After receiving that offer I closed my office, rented the house, and moved the family to England for three and a half months. Thank God I was willing to take that initial risk because this working vacation opened my eyes to other opportunities to live in exotic locales, experience new cultures, and have adventures usually seen only in National Geographic.  That initial posting was followed by 30 wonderful years of travel and work in such faraway places as Zimbabwe, Kenya, Turkey, Mauritius, Australia, Malaysia, Borneo, Israel, Nepal, Mongolia, and Bhutan–experiences described in my memoir On The Other Guy’s Dime: A Professional’s Guide To Traveling Without Paying.

People tell me that I am lucky to have traveled the world and had so many amazing adventures.
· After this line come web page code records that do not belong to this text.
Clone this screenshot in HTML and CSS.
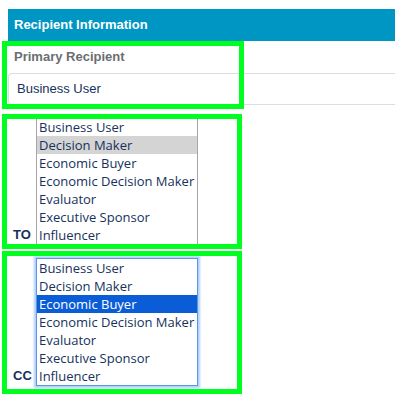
FILE: index.html
```html
<!DOCTYPE html>
<html lang="en">
<head>
  <meta charset="UTF-8" />
  <meta name="viewport" content="width=device-width, initial-scale=1.0" />
  <title>Recipient Information</title>
  <link rel="stylesheet" href="styles.css">
</head>
<body>
  <div id="recipientPanel">
    <div class="panel-header">Recipient Information</div>

    <div class="group">
      <div class="field-label">Primary Recipient</div>
      <div class="field">Business User</div>
      <div class="highlight" id="highlightPrimary"></div>
    </div>

    <div class="group recipient-row" id="toRow">
      <span class="recipient-label">TO</span>
      <div class="listbox">
        <div class="listbox-option">Business User</div>
        <div class="listbox-option selected">Decision Maker</div>
        <div class="listbox-option">Economic Buyer</div>
        <div class="listbox-option">Economic Decision Maker</div>
        <div class="listbox-option">Evaluator</div>
        <div class="listbox-option">Executive Sponsor</div>
        <div class="listbox-option">Influencer</div>
      </div>
      <div class="highlight" id="highlightTo"></div>
    </div>

    <div class="group recipient-row" id="ccRow">
      <span class="recipient-label">CC</span>
      <div class="listbox focused">
        <div class="listbox-option">Business User</div>
        <div class="listbox-option">Decision Maker</div>
        <div class="listbox-option selected">Economic Buyer</div>
        <div class="listbox-option">Economic Decision Maker</div>
        <div class="listbox-option">Evaluator</div>
        <div class="listbox-option">Executive Sponsor</div>
        <div class="listbox-option">Influencer</div>
      </div>
      <div class="highlight" id="highlightCc"></div>
    </div>
  </div>
</body>
</html>
```

FILE: styles.css
```css
html,
body {
  min-height: 100%;
}

body {
  font-family: "Liberation Sans", Arial, sans-serif;
  margin: 0;
  background-color: #ffffff;
}

#recipientPanel {
  padding: 9px 0 12px 8px;
}

.panel-header {
  height: 32px;
  line-height: 32px;
  padding-left: 6px;
  background-color: #0096c4;
  color: #ffffff;
  font-size: 13px;
  font-weight: bold;
}

.group {
  position: relative;
}

.field-label {
  height: 32px;
  line-height: 32px;
  padding-left: 6px;
  color: #6b6d70;
  font-size: 13px;
  font-weight: bold;
}

.field {
  box-sizing: border-box;
  height: 32px;
  line-height: 30px;
  padding-left: 8px;
  border: 1px solid #d8dde6;
  border-right: none;
  border-radius: 4px 0 0 4px;
  color: #16325c;
  font-size: 13px;
}

.recipient-row {
  display: flex;
  align-items: flex-end;
}

#toRow {
  margin-top: 12px;
}

#ccRow {
  margin-top: 13px;
}

.recipient-label {
  width: 23px;
  padding-left: 5px;
  margin-bottom: 1px;
  line-height: 18px;
  color: #16325c;
  font-size: 13px;
  font-weight: bold;
}

.listbox {
  box-sizing: border-box;
  width: 162px;
  height: 128px;
  border: 1px solid #a6a6a6;
  background-color: #ffffff;
  font-family: "Open Sans", "Noto Sans", sans-serif;
  font-size: 13px;
  color: #16325c;
}

.listbox.focused {
  border-color: #5a97e3;
  box-shadow: 0 0 2px 2px rgba(120, 172, 245, 0.6);
}

.listbox-option {
  height: 18px;
  line-height: 18px;
  padding-left: 2px;
  white-space: nowrap;
}

.listbox-option.selected {
  background-color: #d4d4d4;
}

.focused .listbox-option.selected {
  background-color: #0b5dd7;
  color: #ffffff;
}

/* green annotation frames drawn over each block */
.highlight {
  position: absolute;
  box-sizing: border-box;
  border: 5px solid #00ff21;
  pointer-events: none;
}

#highlightPrimary {
  top: 0;
  left: -6px;
  width: 242px;
  height: 68px;
}

#highlightTo {
  top: -3px;
  left: -6px;
  width: 240px;
  height: 135px;
}

#highlightCc {
  top: -7px;
  left: -6px;
  width: 240px;
  height: 143px;
}
```
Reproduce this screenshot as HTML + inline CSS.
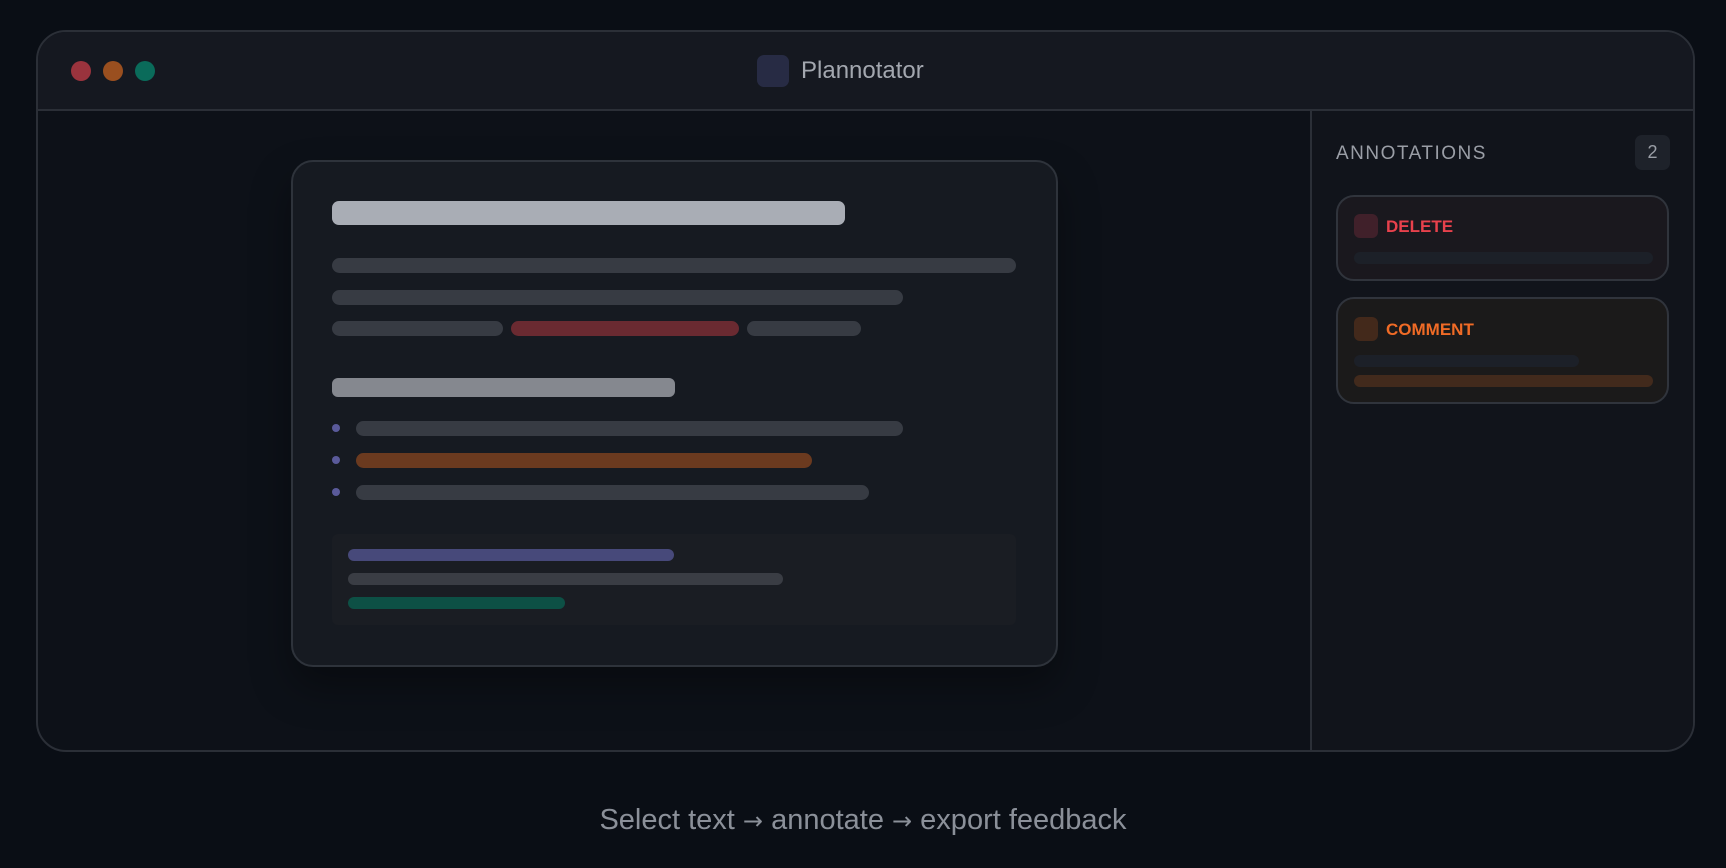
<!DOCTYPE html>
<html><head><meta charset="utf-8"><style>
*{margin:0;padding:0;box-sizing:border-box}
body{width:1726px;height:868px;background:#0a0e15;position:relative;overflow:hidden;font-family:"Liberation Sans",sans-serif}
.a{position:absolute}
.win{left:36px;top:30px;width:1659px;height:722px;border:2px solid #2b2f37;border-radius:30px;background:#0d1118;overflow:hidden}
.tb{left:0;top:0;width:100%;height:79px;background:#151820;border-bottom:2px solid #2b2f37}
.dot{width:20px;height:20px;border-radius:50%;top:29px}
.side{left:1272px;top:79px;width:400px;height:700px;background:#11141b;border-left:2px solid #2b2f37}
.bar{position:absolute;border-radius:8px}
.card{position:absolute;left:1336px;width:333px;border:2px solid #30343c;border-radius:18px}
.ar{font-family:"DejaVu Sans",sans-serif;font-size:24px}
</style></head><body>
<div class="a win">
 <div class="a tb">
  <div class="a dot" style="left:33px;background:#9a333d"></div>
  <div class="a dot" style="left:65px;background:#9a4f1f"></div>
  <div class="a dot" style="left:97px;background:#0a6b5a"></div>
  <div class="a" style="left:719px;top:23px;width:32px;height:32px;border-radius:7px;background:#272b44"></div>
  <div class="a" style="left:763px;top:25px;font-size:24px;color:#a3a7af">Plannotator</div>
 </div>
 <div class="a side"></div>
</div>
<div class="a" style="left:1336px;top:143px;font-size:19px;letter-spacing:1.5px;color:#9a9ea6">ANNOTATIONS</div>
<div class="a" style="left:1635px;top:135px;width:35px;height:35px;border-radius:7px;background:#1e222a;color:#9a9ea6;font-size:18px;text-align:center;line-height:35px">2</div>
<div class="card" style="top:195px;height:86px;background:#1a181e">
 <div class="a" style="left:16px;top:17px;width:24px;height:24px;border-radius:6px;background:#40202a"></div>
 <div class="a" style="left:48px;top:20px;font-size:17px;font-weight:bold;color:#e8414c">DELETE</div>
 <div class="bar" style="left:16px;top:55px;width:299px;height:12px;background:#1c2028"></div>
</div>
<div class="card" style="top:297px;height:107px;background:#1b1a1a">
 <div class="a" style="left:16px;top:18px;width:24px;height:24px;border-radius:6px;background:#43291b"></div>
 <div class="a" style="left:48px;top:21px;font-size:17px;font-weight:bold;color:#f06b26"><span>COMMENT</span></div>
 <div class="bar" style="left:16px;top:56px;width:225px;height:12px;background:#1c2028"></div>
 <div class="bar" style="left:16px;top:76px;width:299px;height:12px;background:#422a1c"></div>
</div>
<div class="a" style="left:291px;top:160px;width:767px;height:507px;background:#161a21;border:2px solid #2e333b;border-radius:22px;box-shadow:0 20px 40px rgba(0,0,0,.35)"></div>
<div class="bar" style="left:332px;top:201px;width:513px;height:24px;background:#a9adb5;border-radius:7px"></div>
<div class="bar" style="left:332px;top:258px;width:684px;height:15px;background:#373b43"></div>
<div class="bar" style="left:332px;top:290px;width:571px;height:15px;background:#373b43"></div>
<div class="bar" style="left:332px;top:321px;width:171px;height:15px;background:#373b43"></div>
<div class="bar" style="left:511px;top:321px;width:228px;height:15px;background:#6a2a31"></div>
<div class="bar" style="left:747px;top:321px;width:114px;height:15px;background:#373b43"></div>
<div class="bar" style="left:332px;top:378px;width:343px;height:19px;background:#85888f;border-radius:6px"></div>
<div class="bar" style="left:332px;top:424px;width:8px;height:8px;background:#5a5a9a;border-radius:50%"></div>
<div class="bar" style="left:332px;top:456px;width:8px;height:8px;background:#5a5a9a;border-radius:50%"></div>
<div class="bar" style="left:332px;top:488px;width:8px;height:8px;background:#5a5a9a;border-radius:50%"></div>
<div class="bar" style="left:356px;top:421px;width:547px;height:15px;background:#373b43"></div>
<div class="bar" style="left:356px;top:453px;width:456px;height:15px;background:#6b3a1f"></div>
<div class="bar" style="left:356px;top:485px;width:513px;height:15px;background:#373b43"></div>
<div class="bar" style="left:332px;top:534px;width:684px;height:91px;background:#1a1d23;border-radius:6px"></div>
<div class="bar" style="left:348px;top:549px;width:326px;height:12px;background:#47497a"></div>
<div class="bar" style="left:348px;top:573px;width:435px;height:12px;background:#3a3d44"></div>
<div class="bar" style="left:348px;top:597px;width:217px;height:12px;background:#0d5045"></div>
<div class="a" style="left:0;width:1726px;top:804px;text-align:center;font-size:29px;color:#8b9099">Select text <span class="ar">→</span> annotate <span class="ar">→</span> export feedback</div>
</body></html>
I am lucky only in the sense of being given the opportunity to change the direction of my life.  However, those opportunities are not unique to me;  in fact, you had one yourself when you began reading this blog, which explains how you and your family can have exactly the same type of experiences.

So, it is not a question of having the chance to set sail in a new direction; that chance is out there waiting for you.  Instead, it’s a question of what you do with that chance–whether or not you have the gumption and the spirit to take a risk and try something completely new.  That risk may pay off; it may not–life does not come with guarantees.  However,  Brooks ends his essay by saying that in all the reports he read from the class of 1942 “nobody regretted the risks they took and the life changes they made, even when they failed.”